In 2013 the Group nearly failed and, had it done so, it would have been a cruel end to a 150-year proud history. In 2014 we took the necessary first steps to repair the damage and we are now set firmly on a journey of recovery. We have repaired our balance sheet, met our commitments to the Co-operative Bank and begun the implementation of fundamental governance reforms. There will be no quick fixes though, and it will take at least three years to rebuild the Co-operative, to a position where we can promise sustainable ongoing growth. Embedding our new constitution will run alongside this. The reassurance we can give to our Members is that we are now fully engaged in the work of rebuilding an iconic and much loved organisation.
This work is far more than just another commercial turnaround.
We are one of the world’s largest consumer co-operatives, the largest mutual in Britain, and we must operate in a way that makes us distinct in the community. Our Rebuild plans are about ensuring we deliver this promise.
Perhaps our most important work last year was to develop and announce our new Purpose, taking the Co-operative back to what it should stand for. Announced at the AGM in May, it is ‘championing a better way of doing business for you and your communities’. No other group of national scale could have this Purpose and the UK needs such an organisation in the 21st century as it did in the 19th.

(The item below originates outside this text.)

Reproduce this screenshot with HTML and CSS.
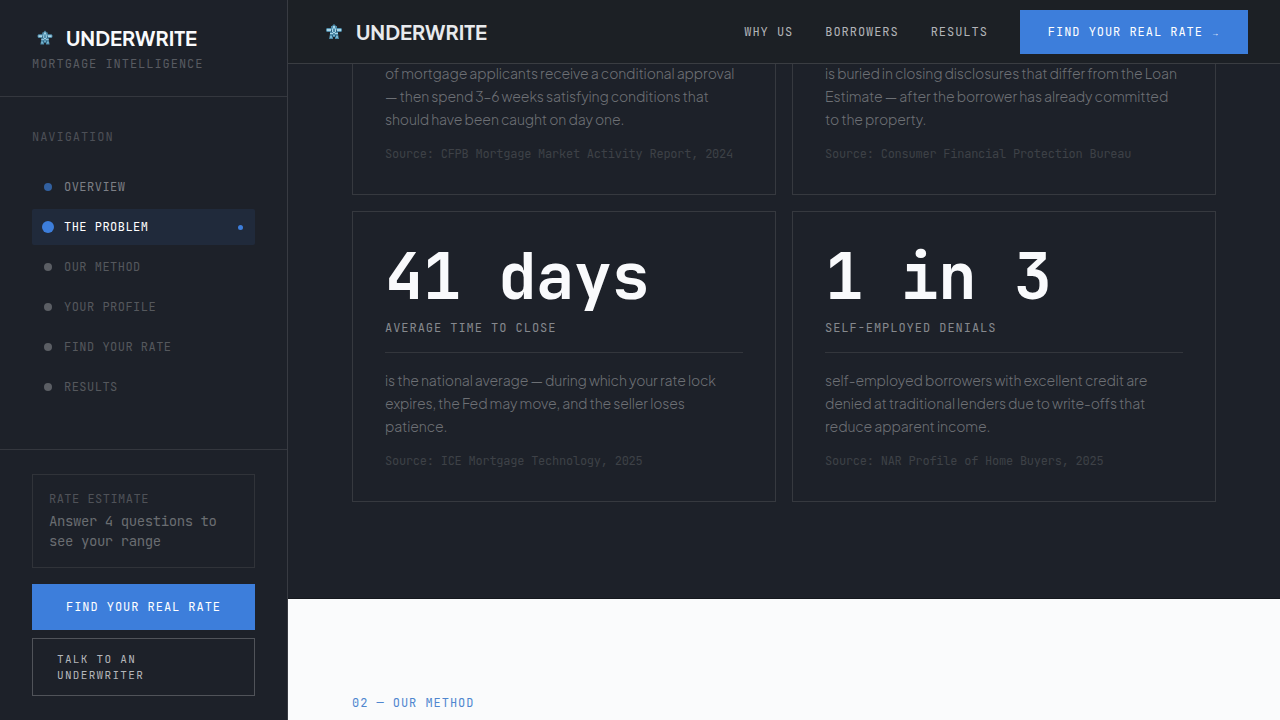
FILE: index.html
```html
<!DOCTYPE html>
<html lang="en">

<head>
    <meta charset="UTF-8">
    <meta name="viewport" content="width=device-width, initial-scale=1.0">
    <title>Underwrite - Mortgage Intelligence</title>
    <link rel="stylesheet" href="styles.css">
</head>

<body>
    <!-- logo mark, used in the sidebar and the top bar -->
    <svg class="defs" aria-hidden="true">
        <symbol id="mark" viewBox="0 0 28 28">
            <path fill="#4d8aa8" d="M14 6l2 2h1v2h4l1 1v2l-1 1h-3v2l1 5h-4v-2h-2v2H9l1-5v-2H7l-1-1v-2l1-1h4V8h1z" />
            <path fill="#a9d4e6" d="M13 8h2v2h-2zM7 11h4v2H7zM17 11h4v2h-4zM12 11h1v3h-1zM15 11h1v3h-1zM10 15h3v1h-3zM15 15h3v1h-3zM13 14h2v1h-2z" />
            <path fill="#2b5d7b" d="M11 12h1v2h-1zM16 12h1v2h-1zM12 17h1v2h-1zM15 17h1v2h-1z" />
            <path fill="#7ab6d0" d="M10 18h2v2h-2zM16 18h2v2h-2zM13 17h2v1h-2zM12 10h4v1h-4z" />
        </symbol>
    </svg>

    <div class="layout">
        <aside class="sidebar">
            <div class="sidebar-head">
                <a class="logo" href="#">
                    <svg width="26" height="26"><use href="#mark" /></svg>
                    <span>UNDERWRITE</span>
                </a>
                <div class="tagline">MORTGAGE INTELLIGENCE</div>
            </div>

            <nav class="sidebar-nav">
                <div class="nav-title">NAVIGATION</div>
                <ul>
                    <li><a class="nav-item visited" href="#overview">OVERVIEW</a></li>
                    <li><a class="nav-item active" href="#problem">THE PROBLEM</a></li>
                    <li><a class="nav-item" href="#method">OUR METHOD</a></li>
                    <li><a class="nav-item" href="#profile">YOUR PROFILE</a></li>
                    <li><a class="nav-item" href="#rate">FIND YOUR RATE</a></li>
                    <li><a class="nav-item" href="#results">RESULTS</a></li>
                </ul>
            </nav>

            <div class="sidebar-foot">
                <div class="estimate">
                    <div class="estimate-title">RATE ESTIMATE</div>
                    <div class="estimate-text">Answer 4 questions to see your range</div>
                </div>
                <button class="btn" type="button">FIND YOUR REAL RATE</button>
                <button class="btn-outline" type="button">TALK TO AN UNDERWRITER</button>
            </div>
        </aside>

        <div class="main">
            <header class="topbar">
                <a class="logo" href="#">
                    <svg width="28" height="28"><use href="#mark" /></svg>
                    <span>UNDERWRITE</span>
                </a>
                <nav class="topnav">
                    <a href="#why">WHY US</a>
                    <a href="#borrowers">BORROWERS</a>
                    <a href="#results">RESULTS</a>
                    <button class="btn" type="button">FIND YOUR REAL RATE <span class="arrow">→</span></button>
                </nav>
            </header>

            <section class="problem" id="problem">
                <div class="stats">
                    <article class="card card-top">
                        <p>of mortgage applicants receive a conditional approval — then spend 3–6 weeks satisfying conditions that should have been caught on day one.</p>
                        <div class="source">Source: CFPB Mortgage Market Activity Report, 2024</div>
                    </article>
                    <article class="card card-top">
                        <p>is buried in closing disclosures that differ from the Loan Estimate — after the borrower has already committed to the property.</p>
                        <div class="source">Source: Consumer Financial Protection Bureau</div>
                    </article>
                    <article class="card">
                        <div class="number">41 days</div>
                        <h3>AVERAGE TIME TO CLOSE</h3>
                        <p>is the national average — during which your rate lock expires, the Fed may move, and the seller loses patience.</p>
                        <div class="source">Source: ICE Mortgage Technology, 2025</div>
                    </article>
                    <article class="card">
                        <div class="number">1 in 3</div>
                        <h3>SELF-EMPLOYED DENIALS</h3>
                        <p>self-employed borrowers with excellent credit are denied at traditional lenders due to write-offs that reduce apparent income.</p>
                        <div class="source">Source: NAR Profile of Home Buyers, 2025</div>
                    </article>
                </div>
            </section>

            <section class="method" id="method">
                <h2>02 — OUR METHOD</h2>
            </section>
        </div>
    </div>
</body>

</html>
```
FILE: styles.css
```css
* {
    box-sizing: border-box;
}

body {
    margin: 0;
    background-color: #1d2129;
    color: #f9fafc;
    font-family: "JetBrains Mono", "DejaVu Sans Mono", monospace;
    font-size: 12px;
    line-height: 16px;
}

a {
    color: inherit;
    text-decoration: none;
}

h2,
h3,
p,
ul {
    margin: 0;
    padding: 0;
    font-weight: normal;
}

ul {
    list-style: none;
}

button {
    font: inherit;
    cursor: pointer;
}

.defs {
    display: none;
}

.layout {
    display: flex;
    min-height: 100vh;
}

/* sidebar */

.sidebar {
    display: flex;
    flex-direction: column;
    flex: 0 0 288px;
    border-right: 1px solid #383b42;
}

.sidebar-head {
    padding: 24px 32px;
    border-bottom: 1px solid #34373e;
}

.logo {
    display: flex;
    align-items: center;
    gap: 8px;
    font-family: "Plus Jakarta Sans", Inter, sans-serif;
    font-size: 20px;
    font-weight: 700;
    line-height: 28px;
}

.tagline {
    margin-top: 4px;
    color: #585b61;
    letter-spacing: 0.08em;
}

.nav-title {
    margin-bottom: 24px;
    color: #4c4f56;
    letter-spacing: 0.08em;
}

.sidebar-nav {
    flex: 1;
    padding: 32px;
}

.sidebar-nav ul {
    display: flex;
    flex-direction: column;
    gap: 4px;
}

.nav-item {
    display: flex;
    align-items: center;
    gap: 12px;
    height: 36px;
    padding: 0 12px;
    color: #55585d;
    letter-spacing: 0.04em;
}

.nav-item::before {
    content: "";
    width: 8px;
    height: 8px;
    border-radius: 50%;
    background-color: #5b5e64;
}

.nav-item.visited {
    color: #7c7f85;
}

.nav-item.visited::before {
    background-color: #32609f;
}

.nav-item.active {
    background-color: #202a3b;
    border-radius: 2px;
    color: #fff;
}

.nav-item.active::before {
    background-color: #3d7edb;
    box-shadow: 0 0 0 2px #3d7edb;
}

.nav-item.active::after {
    content: "";
    width: 5px;
    height: 5px;
    margin-left: auto;
    border-radius: 50%;
    background-color: #3d7edb;
}

.sidebar-foot {
    display: flex;
    flex-direction: column;
    padding: 24px 32px;
    border-top: 1px solid #34373e;
}

.estimate {
    margin-bottom: 16px;
    padding: 16px;
    border: 1px solid #303339;
}

.estimate-title {
    margin-bottom: 4px;
    color: #4f5258;
    letter-spacing: 0.04em;
}

.estimate-text {
    color: #6a6d71;
    font-size: 14px;
    line-height: 20px;
    letter-spacing: -0.03em;
}

.btn {
    padding: 14px 28px;
    border: none;
    background-color: #3d7edb;
    color: #fff;
    letter-spacing: 0.08em;
}

.sidebar .btn {
    padding: 15px 28px;
}

.btn-outline {
    margin-top: 8px;
    padding: 12px 24px;
    border: 1px solid #505359;
    background: none;
    color: #b4b6ba;
    font-size: 11px;
    text-align: left;
    letter-spacing: 0.12em;
}

/* top bar */

.main {
    display: flex;
    flex-direction: column;
    flex: 1;
    min-width: 0;
}

.topbar {
    position: sticky;
    top: 0;
    z-index: 1;
    display: flex;
    align-items: center;
    justify-content: space-between;
    height: 64px;
    padding: 0 32px;
    border-bottom: 1px solid #3a3d42;
    background-color: #1c2025;
}

.topbar .logo {
    color: #e8eaed;
}

.topnav {
    display: flex;
    align-items: center;
    gap: 32px;
    color: #b2b4b8;
    letter-spacing: 0.08em;
}

.arrow {
    font-family: "Liberation Sans", sans-serif;
    font-size: 8px;
    line-height: 12px;
}

/* problem */

.problem {
    padding: 0 64px 96px;
    border-bottom: 1px solid #15181d;
}

.stats {
    display: grid;
    grid-template-columns: 1fr 1fr;
    gap: 16px;
    margin-top: -2px;
}

.card {
    padding: 32px;
    border: 1px solid #36393f;
}

/* these continue up behind the top bar */
.card-top {
    padding-top: 0;
    border-top: none;
}

.number {
    margin-bottom: 12px;
    font-size: 64px;
    font-weight: bold;
    line-height: 64px;
    letter-spacing: -0.01em;
}

.card h3 {
    margin-bottom: 16px;
    padding-bottom: 16px;
    border-bottom: 1px solid #33363c;
    color: #86898e;
    font-size: 12px;
    letter-spacing: 0.08em;
}

.card p {
    color: #6d7075;
    font-family: "Plus Jakarta Sans", Inter, sans-serif;
    font-size: 14px;
    font-weight: 300;
    line-height: 23px;
    letter-spacing: -0.01em;
}

.source {
    margin-top: 16px;
    color: #3e4147;
    line-height: 15px;
    letter-spacing: -0.02em;
}

/* method */

.method {
    flex: 1;
    padding: 96px 64px 0;
    background-color: #fafbfc;
}

.method h2 {
    color: #4f86cf;
    font-size: 12px;
    letter-spacing: 0.08em;
}
```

As we worked last year to address our governance issues, we also had to deal with the financial consequences of long-term poor decision-making and inadequate business oversight that has inhibited the performance of all of our businesses. As a result of our crisis we eroded a huge proportion of the assets built up by our Members over a period of 150 years.
Our mergers and acquisitions of the past, having failed to give us the promised commercial benefits, had led to an unsustainable level of debt causing our lenders considerable concern. Reducing our debt has allowed us to take greater control of our investment decisions. Repairing our balance sheet meant selling three of our businesses, Farms, Pharmacy and Sunwin Services. We succeeded in finding good buyers and achieved excellent prices for all three businesses, yielding £0.9bn in total.

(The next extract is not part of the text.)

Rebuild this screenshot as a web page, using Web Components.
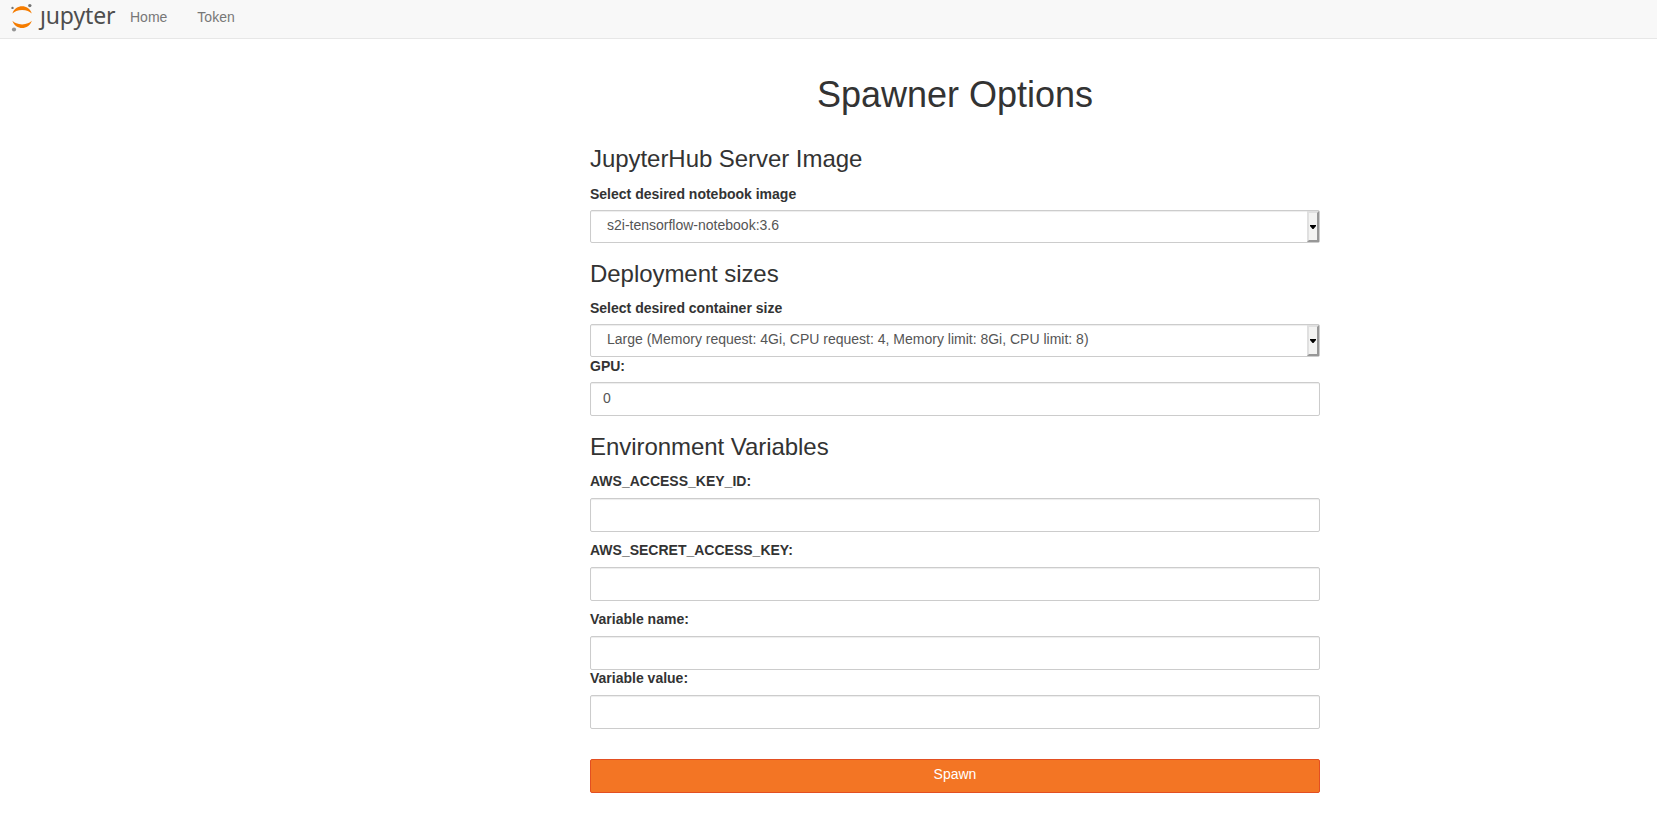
<!DOCTYPE html>
<html lang="en"><head><meta charset="utf-8"><title>JupyterHub</title>
<style>
html,body{margin:0;background:#fff}
body{font:14px/20px "Liberation Sans",Arial,sans-serif;color:#333}
</style></head><body>
<hub-page></hub-page>
<script>
const define=(name,html,init)=>{
  const t=document.createElement('template');t.innerHTML=html;
  customElements.define(name,class extends HTMLElement{
    constructor(){super();this.attachShadow({mode:'open'}).append(t.content.cloneNode(true));}
    connectedCallback(){if(init)init(this,this.shadowRoot);}
  });
};
define('hub-logo',`<style>
:host{display:flex;width:105px;height:38px;color:#4e4e4e}
svg{display:block;width:30px;height:38px;flex:none}
.w{font:23px/30px "Noto Sans",sans-serif;letter-spacing:-.15px;white-space:nowrap}
.j{display:inline-block;clip-path:inset(10px -4px -4px -4px)}
</style>
<svg viewBox="10 0 30 38"><path fill="#f57c00" d="M12.4 13.6C14 8.600 18 6.300 22.100 6.300S30.200 8.600 31.800 13.600C29.800 11.500 26.500 10 22.100 10S14.400 11.500 12.400 13.600Z"/><path fill="#f57c00" d="M12.400 20.800C14 25.800 18 28.100 22.100 28.100S30.200 25.800 31.800 20.800C29.800 22.900 26.500 24.400 22.100 24.400S14.400 22.900 12.400 20.800Z"/><g fill="#757575"><circle cx="29.800" cy="5.600" r="1.700"/><circle cx="12.500" cy="7.900" r="1.200"/><circle cx="14" cy="29.500" r="2.100" fill="#949494"/></g></svg>
<span class="w"><span class="j">j</span>upyter</span>`);
define('nav-link',`<style>:host{display:block;font-size:14px;line-height:20px;padding:7px 15px 0;color:#777;white-space:nowrap}</style><slot></slot>`);
define('hub-navbar',`<style>
:host{display:flex;height:38px;background:#f8f8f8;border-bottom:1px solid #e7e7e7;padding-left:10px}
</style><hub-logo></hub-logo><nav-link>Home</nav-link><nav-link>Token</nav-link>`);
define('form-title',`<style>:host{display:block;text-align:center;font-size:36px;line-height:40px;height:40px}</style><slot></slot>`);
define('form-section',`<style>
:host{display:block}
h3{margin:0;font-weight:400;font-size:24px;line-height:26px;letter-spacing:-.05px;height:var(--heading-height,37px)}
</style><h3></h3><slot></slot>`,(e,r)=>{r.querySelector('h3').textContent=e.getAttribute('heading')});
define('form-field',`<style>
:host{display:block}
label{display:block;font-weight:700;line-height:20px;height:var(--label-height,26px)}
</style><label></label><slot></slot>`,(e,r)=>{r.querySelector('label').textContent=e.getAttribute('label')});
define('text-box',`<style>
:host{display:block;box-sizing:border-box;height:34px;border:1px solid #ccc;border-radius:2px;box-shadow:inset 0 1px 1px rgba(0,0,0,.075);padding:5px 12px;color:#555}
</style><slot></slot>`);
define('select-box',`<style>
:host{display:flex;box-sizing:border-box;height:33px;border:1px solid #ccc;border-radius:2px;box-shadow:inset 0 1px 1px rgba(0,0,0,.075);color:#555}
.v{flex:1;padding:4px 16px}
.b{box-sizing:border-box;width:12px;height:31px;border:2px solid;border-color:#e0e0e0 #979797 #979797 #e0e0e0;background:#f3f3f2;display:flex;align-items:center;justify-content:center}
svg{display:block;flex:none}
</style><div class="v"><slot></slot></div><div class="b"><svg width="6" height="4" viewBox="0 0 6 4"><path d="M0 0H6V1L3.500 4H2.500L0 1Z"/></svg></div>`);
define('spawn-button',`<style>
:host{display:block;box-sizing:border-box;height:34px;border:1px solid #e34f21;border-radius:2px;background:#f37524;color:#fff;text-align:center;padding-top:4px}
</style><slot></slot>`);
define('hub-page',`<style>
:host{display:block}
main{width:730px;margin-left:590px;padding-top:36px}
form-title{margin-bottom:31px}
.s1{--heading-height:38px}
.s2,.s3{margin-top:18px}
.s3{--label-height:27px}
.gap{margin-top:8px}
.gpu{margin-top:-1px}
.value{margin-top:-2px}
spawn-button{margin-top:30px}
</style>
<hub-navbar></hub-navbar>
<main>
<form-title>Spawner Options</form-title>
<form-section class="s1" heading="JupyterHub Server Image"><form-field label="Select desired notebook image"><select-box>s2i-tensorflow-notebook:3.6</select-box></form-field></form-section>
<form-section class="s2" heading="Deployment sizes"><form-field label="Select desired container size"><select-box>Large (Memory request: 4Gi, CPU request: 4, Memory limit: 8Gi, CPU limit: 8)</select-box></form-field><form-field class="gpu" label="GPU:"><text-box>0</text-box></form-field></form-section>
<form-section class="s3" heading="Environment Variables"><form-field label="AWS_ACCESS_KEY_ID:"><text-box></text-box></form-field><form-field class="gap" label="AWS_SECRET_ACCESS_KEY:"><text-box></text-box></form-field><form-field class="gap" label="Variable name:"><text-box></text-box></form-field><form-field class="value" label="Variable value:"><text-box></text-box></form-field></form-section>
<spawn-button>Spawn</spawn-button>
</main>`);
</script></body></html>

Having addressed governance and debt issues we have been able to focus on the details of our Rebuild agenda and give greater attention to a smaller portfolio of five businesses, all of which require investment.
We have developed a convincing plan to advance the commercial performance of Food, our largest business, which concentrates on improving and growing our core convenience offer where we have a track record of success and a strong nationwide presence. We have developed a detailed turnaround plan for our General Insurance business with new investment in digital technology. We want to grow our market-leading Funeralcare business and clearly define the future of our Legal Services offering.
We have already made the Group more efficient, delivering a new target operating model aligned to our Rebuild strategy and we are pushing further with efficiencies, making sure we have the appropriate running costs that allow us to invest where our customers will see the difference. Savings of over £100m were delivered in the year.
The figures in this report already show some early success in stabilising the Group. Whilst comparisons are difficult because of the extraordinary events of 2013, we have moved from a £2.3bn loss reported in 2013 to a £216m profit. Our debt is back at a more manageable level, having reached £1.5bn before our disposals. It is forecast to remain below £900m during the three years of our Rebuild strategy.
Our core Food convenience store estate is growing with 82 new convenience stores opened during 2014 and over 700 stores refurbished. Convenience store sales were up 3.2%, versus the market performance of 2.0%. We must use the profits we are now generating to address long-term underinvestment in our businesses. This means we will not be paying a Member dividend throughout the Rebuild phase of our turnaround.
Key to a successful Rebuild phase will be renewed engagement with our Members, who own the Society. Today our activities are not meaningful enough to resonate with the vast majority of Members. Out of over 8 million Members, 2.9 million Members have traded sufficiently with us to qualify to vote and we have the aspiration to increase voter turnout following our governance reforms. We need more Members engaging with us at all levels, whether through trade, community activities or the democratic process. Otherwise, we cease to be relevant. Further into the Rebuild phase, when we are ready, we will relaunch our membership proposition. It will contain compelling and clear benefits that only a co-operative can provide. Through every encounter and transaction we will demonstrate that we are making a co-operative difference. We will be testing the best of these ideas later this year.
Returning to being a campaigning business, showing leadership on social issues that matter to our Members, is also back on the agenda. However, it is important that our ambitions are realistic at this stage of our recovery and we must get ourselves back in shape commercially to ensure we can make an impact with our work. Our social campaigning must be proportionate to our strength, it must resonate with our Members and it must champion a better way to do business.
Let me take this opportunity to pay tribute to our former Chair, Ursula Lidbetter, the Chief Executive of Lincolnshire Co-operative, who stepped into the role at short notice in the midst of our crisis in November 2013. Ursula showed tremendous dedication, professionalism and commitment as she steered us through a difficult period of change for our elected Members and a traumatic time for the Group as a whole. She is a credit to the co-operative movement.
We have come through difficult times but we are now clear about the journey ahead. There can be no more worthwhile job in business than rebuilding the Co-operative.